- Theatrical release poster
- Directed by: Sriharsha Manne
- Written by: Sriharsha Manne
- Produced by: Satya Komal N
- Starring: Ankith Koyya; Shriya Kontham; Vennela Kishore;
- Cinematography: K Soma Sekhar
- Edited by: Pradeep R Moram
- Music by: Mark K. Robin
- Production company: Satya Arts Entertainment
- Release date: 7 March 2025;
- Running time: 90 minutes
- Country: India
- Language: Telugu

= 14 Days Girlfriend Intlo =

Indian film

14 Days Girlfriend Intlo is a 2025 Indian Telugu-language film comedy written and directed by Sriharsha Manne. The film stars Ankith Koyya, Shriya Kontham, and Vennela Kishore in lead roles.

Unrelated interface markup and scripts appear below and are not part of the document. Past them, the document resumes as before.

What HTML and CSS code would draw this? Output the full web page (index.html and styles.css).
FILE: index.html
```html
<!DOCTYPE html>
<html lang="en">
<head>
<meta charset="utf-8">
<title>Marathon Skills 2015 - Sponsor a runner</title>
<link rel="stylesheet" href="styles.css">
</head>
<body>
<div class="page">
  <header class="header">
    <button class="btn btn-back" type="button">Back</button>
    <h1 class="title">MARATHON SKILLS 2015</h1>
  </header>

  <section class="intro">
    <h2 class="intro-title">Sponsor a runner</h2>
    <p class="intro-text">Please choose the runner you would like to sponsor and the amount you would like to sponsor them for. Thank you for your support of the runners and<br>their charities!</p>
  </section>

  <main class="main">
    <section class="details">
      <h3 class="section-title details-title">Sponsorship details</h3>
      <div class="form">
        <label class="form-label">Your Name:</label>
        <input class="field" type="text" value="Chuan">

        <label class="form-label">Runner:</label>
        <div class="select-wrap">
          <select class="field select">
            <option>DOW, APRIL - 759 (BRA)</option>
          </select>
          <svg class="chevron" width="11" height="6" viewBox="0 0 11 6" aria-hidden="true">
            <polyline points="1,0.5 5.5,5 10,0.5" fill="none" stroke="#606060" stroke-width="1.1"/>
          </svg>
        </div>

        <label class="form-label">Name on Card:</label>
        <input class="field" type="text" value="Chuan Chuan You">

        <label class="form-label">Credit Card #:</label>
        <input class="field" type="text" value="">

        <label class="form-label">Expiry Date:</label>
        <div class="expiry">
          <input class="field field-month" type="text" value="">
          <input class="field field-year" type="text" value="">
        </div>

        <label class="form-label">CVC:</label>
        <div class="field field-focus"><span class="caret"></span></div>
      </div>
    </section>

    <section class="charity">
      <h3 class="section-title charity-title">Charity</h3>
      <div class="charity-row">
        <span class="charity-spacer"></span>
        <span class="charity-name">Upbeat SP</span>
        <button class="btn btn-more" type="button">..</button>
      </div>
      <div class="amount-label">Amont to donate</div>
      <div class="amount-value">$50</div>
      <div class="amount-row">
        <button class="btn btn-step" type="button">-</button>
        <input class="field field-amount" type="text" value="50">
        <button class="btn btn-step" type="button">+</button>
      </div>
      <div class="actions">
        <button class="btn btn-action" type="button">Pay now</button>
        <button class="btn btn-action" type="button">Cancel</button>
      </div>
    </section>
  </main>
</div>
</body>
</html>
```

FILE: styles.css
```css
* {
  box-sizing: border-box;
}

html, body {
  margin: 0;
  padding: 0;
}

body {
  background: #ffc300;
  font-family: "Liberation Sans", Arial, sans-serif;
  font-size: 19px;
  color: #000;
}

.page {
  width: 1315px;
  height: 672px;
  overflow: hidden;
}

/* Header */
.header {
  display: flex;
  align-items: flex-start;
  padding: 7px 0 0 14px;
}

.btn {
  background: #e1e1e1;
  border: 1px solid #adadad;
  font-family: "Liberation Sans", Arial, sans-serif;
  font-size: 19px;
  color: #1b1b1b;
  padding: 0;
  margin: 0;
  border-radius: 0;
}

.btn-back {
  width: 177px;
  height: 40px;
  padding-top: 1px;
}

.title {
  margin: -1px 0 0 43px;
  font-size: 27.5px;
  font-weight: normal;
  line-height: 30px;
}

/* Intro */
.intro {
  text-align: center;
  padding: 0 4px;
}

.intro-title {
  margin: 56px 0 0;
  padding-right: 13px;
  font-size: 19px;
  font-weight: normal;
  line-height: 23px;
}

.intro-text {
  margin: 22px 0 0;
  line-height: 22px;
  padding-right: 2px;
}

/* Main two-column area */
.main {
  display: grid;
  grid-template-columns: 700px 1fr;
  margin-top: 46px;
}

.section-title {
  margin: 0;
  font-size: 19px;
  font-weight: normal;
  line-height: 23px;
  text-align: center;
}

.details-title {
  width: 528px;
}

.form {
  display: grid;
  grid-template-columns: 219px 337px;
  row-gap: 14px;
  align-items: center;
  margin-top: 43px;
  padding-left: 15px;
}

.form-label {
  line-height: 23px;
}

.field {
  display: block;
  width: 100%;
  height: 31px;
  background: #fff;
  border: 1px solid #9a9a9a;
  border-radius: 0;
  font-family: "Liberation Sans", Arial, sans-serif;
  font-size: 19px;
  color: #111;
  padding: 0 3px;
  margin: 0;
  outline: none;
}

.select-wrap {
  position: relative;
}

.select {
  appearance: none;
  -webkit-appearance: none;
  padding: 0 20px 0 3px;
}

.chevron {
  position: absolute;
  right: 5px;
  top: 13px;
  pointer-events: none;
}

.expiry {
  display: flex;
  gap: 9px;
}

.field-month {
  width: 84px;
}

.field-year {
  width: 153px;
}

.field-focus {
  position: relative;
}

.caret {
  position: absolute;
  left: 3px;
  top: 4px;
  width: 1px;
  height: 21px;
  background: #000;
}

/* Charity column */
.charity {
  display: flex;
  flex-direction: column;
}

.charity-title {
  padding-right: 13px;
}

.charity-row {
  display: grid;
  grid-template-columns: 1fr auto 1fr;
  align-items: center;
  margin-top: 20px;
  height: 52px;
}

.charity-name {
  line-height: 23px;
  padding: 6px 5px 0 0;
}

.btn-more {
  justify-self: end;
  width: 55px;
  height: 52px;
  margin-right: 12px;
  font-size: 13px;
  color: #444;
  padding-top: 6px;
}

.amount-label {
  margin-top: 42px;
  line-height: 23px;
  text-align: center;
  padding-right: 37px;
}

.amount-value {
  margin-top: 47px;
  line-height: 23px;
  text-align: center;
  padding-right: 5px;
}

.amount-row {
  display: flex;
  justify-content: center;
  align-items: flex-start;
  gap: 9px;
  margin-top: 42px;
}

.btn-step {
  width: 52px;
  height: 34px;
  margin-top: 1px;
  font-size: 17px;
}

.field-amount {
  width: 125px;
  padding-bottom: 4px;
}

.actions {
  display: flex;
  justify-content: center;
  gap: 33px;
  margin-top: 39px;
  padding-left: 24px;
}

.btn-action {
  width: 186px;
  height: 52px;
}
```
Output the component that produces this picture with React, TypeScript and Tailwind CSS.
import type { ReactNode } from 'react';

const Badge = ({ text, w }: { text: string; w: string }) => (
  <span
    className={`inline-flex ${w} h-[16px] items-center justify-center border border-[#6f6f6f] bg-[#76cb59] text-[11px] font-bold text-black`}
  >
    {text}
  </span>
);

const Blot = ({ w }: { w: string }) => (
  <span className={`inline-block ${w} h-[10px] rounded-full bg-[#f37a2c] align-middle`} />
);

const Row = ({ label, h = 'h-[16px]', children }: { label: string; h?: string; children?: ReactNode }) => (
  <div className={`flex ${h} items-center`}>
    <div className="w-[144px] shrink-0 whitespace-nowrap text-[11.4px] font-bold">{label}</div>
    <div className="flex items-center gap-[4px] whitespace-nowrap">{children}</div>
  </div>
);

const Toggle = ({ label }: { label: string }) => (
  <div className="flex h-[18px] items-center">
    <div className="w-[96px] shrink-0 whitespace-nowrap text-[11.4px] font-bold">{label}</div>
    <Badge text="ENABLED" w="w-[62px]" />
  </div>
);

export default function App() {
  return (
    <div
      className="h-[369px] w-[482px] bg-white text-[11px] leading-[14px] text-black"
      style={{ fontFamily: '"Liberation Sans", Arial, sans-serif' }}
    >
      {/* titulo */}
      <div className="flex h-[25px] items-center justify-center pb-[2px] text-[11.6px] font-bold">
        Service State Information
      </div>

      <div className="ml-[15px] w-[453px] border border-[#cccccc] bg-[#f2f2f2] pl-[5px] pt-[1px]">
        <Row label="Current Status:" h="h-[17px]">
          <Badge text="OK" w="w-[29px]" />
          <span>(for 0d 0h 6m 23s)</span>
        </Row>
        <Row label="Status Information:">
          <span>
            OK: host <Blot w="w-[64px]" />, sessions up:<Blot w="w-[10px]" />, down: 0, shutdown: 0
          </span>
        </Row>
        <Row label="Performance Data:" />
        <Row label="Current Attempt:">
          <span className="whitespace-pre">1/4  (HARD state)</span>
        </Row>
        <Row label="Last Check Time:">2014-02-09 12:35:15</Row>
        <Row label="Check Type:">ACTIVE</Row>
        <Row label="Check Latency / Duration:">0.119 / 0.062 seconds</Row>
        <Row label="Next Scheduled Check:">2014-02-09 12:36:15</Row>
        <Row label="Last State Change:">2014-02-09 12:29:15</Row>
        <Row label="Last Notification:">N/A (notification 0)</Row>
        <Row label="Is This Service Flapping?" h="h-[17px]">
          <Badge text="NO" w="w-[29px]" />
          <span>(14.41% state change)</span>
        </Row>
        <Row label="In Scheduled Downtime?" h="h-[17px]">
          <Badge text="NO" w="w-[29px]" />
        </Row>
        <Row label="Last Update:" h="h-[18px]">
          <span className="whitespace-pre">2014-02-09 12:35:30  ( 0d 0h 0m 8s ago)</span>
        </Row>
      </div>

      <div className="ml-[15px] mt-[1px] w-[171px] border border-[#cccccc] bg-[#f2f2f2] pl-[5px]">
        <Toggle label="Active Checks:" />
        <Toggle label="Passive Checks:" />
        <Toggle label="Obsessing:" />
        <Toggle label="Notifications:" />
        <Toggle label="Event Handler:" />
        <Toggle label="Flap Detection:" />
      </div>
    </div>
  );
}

The film was released on 7 March 2025.

== Plot ==
Harsha (Ankith Koyya) is a young man aspiring to become a filmmaker. He comes across Ahaana's (Shriya Kontham) profile on a dating app and connects with her. When Ahaana's parents leave for a wedding, she invites Harsha home. However, what was meant to be a brief visit turns into a 14-day stay.

== Cast ==
- Shriya Kontham as Ahana
- Ankith Koyya as Harsha
- Vennela Kishore as Creator Kiss
- Indraja as Harsha's mother
- Lakshmi Sujatha as Ahana's mother
- Prashant Sharma as Ahana's father
- Ashok Chandra

== Production ==
The film is produced by Satya Komal N under his Satya Arts Entertainment banner. The technical crew consists of cinematographer K Soma Sekhar, editor Pradeep R Moram, music composed by Mark K. Robin and sound mixing by P. A. Deepak.

== Soundtrack ==
The music is composed by Mark K. Robin, which includes a song which was sung by Karthik and lyrics penned by Rehman and music rights were acquired by T-Series.

| No. | Title | Lyrics | Singer(s) | Length |
|---|---|---|---|---|
| 1. | "LUV Song" | Rehman | Karthik | 4:22 |
| 2. | "Locku Aiyna Raa" | Manoj Juloori | Mark K Robin | 3:12 |
| 3. | "Manase" | Krishna Kanth | Kapil Kapilan, Ramya Behara | 3:09 |

== Release ==
Theatrical

14 days Girlfriend Intlo, was initially scheduled to release on 14 February 2025 and then to 21 February 2025, and finally released theatrically on 7 March 2025.

Home media

14 days Girlfriend Intlo, was scheduled to stream on Amazon Prime Video from 4 April 2025

== Reception ==
Aditya Devulapally of Cinema Express gave a positive review stating, "14 Days Girlfriend Intlo remains content with being a breezy, light-on-its-feet entertainer" and rated it 3 out of 5. The Hans India too rated the same and wrote that, "14 Days Girlfriend Intlo is a fun-filled entertainer with good performances, witty humour, and an engaging narrative".